Hopefully we will be able to work out a meet-up this week when I go down to the parents'. I have to deliver Jo's stuff also, visit the dentist, and then (Oh, excitement!) Mom and I will warp up her loom and I will have my first go at weaving on it. A baby blanket, towards the Linus Blanket project, which the guild is also working on things for right now.  Oh, and I have to choose some fabric and a pattern for a quilt square for a community quilt that Mom and I signed up for last summer.

Then back to the guild and more weaving of a different kind - I'm taking my first class there in a couple weeks, in basketry - we're making a wool-drying basket. Very exciting, and it will be a busy day, since after that, I will just about have time for supper, and then a friend and I are going out contra dancing!

It's been a few years since the last time I did contra, but the subject came up recently in a conversation with the same friend, I went looking, and not only is the Ottawa Contra group still going strong, but they've moved nearer to me! And hey, with spring and work coming, it's about time I did a little exercising after sitting on my butt all winter, right? They had a dance this weekend that I went to, and it all started coming back pretty fast, and was super fun.
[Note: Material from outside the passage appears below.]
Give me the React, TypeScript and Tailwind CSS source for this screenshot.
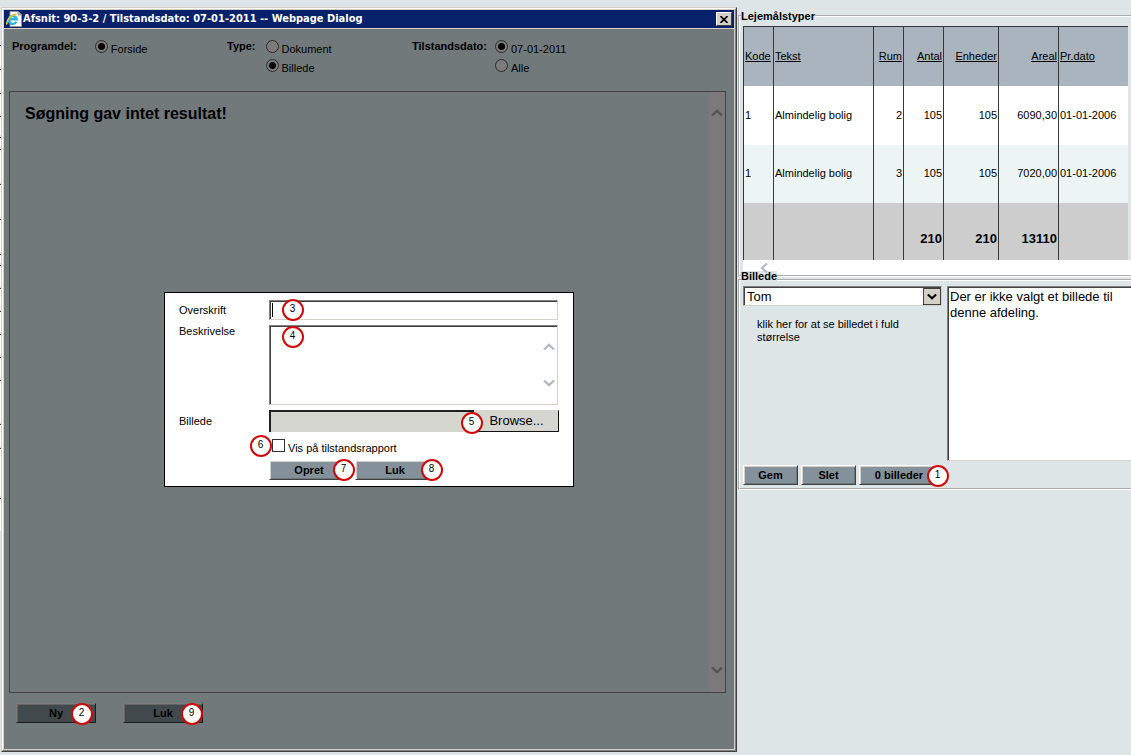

Only, I am being very impressed with the fairy tale of the dancing princesses, because my feet were tired after only a few hours, whereas they danced all night! Well, I will have to experiment with different shoes, try something with a little more cushioning. But I definitely hope to make this a permanent part of my schedule. I've never really been much for the club-fashion, unstructured dancing. Contra, however, is as much a mental as a physical work-out, since you have to remember a different sequence of moves for each dance, and they change every dance - and you have your partner, and your current neighbour couple(s) interacting with you in each sequence. We get a walk-through of one repeat before the music starts, then the caller helps keep you on track for part of the dance. From the sidelines it looks like organized chaos, but it feels wonderful when it all comes together.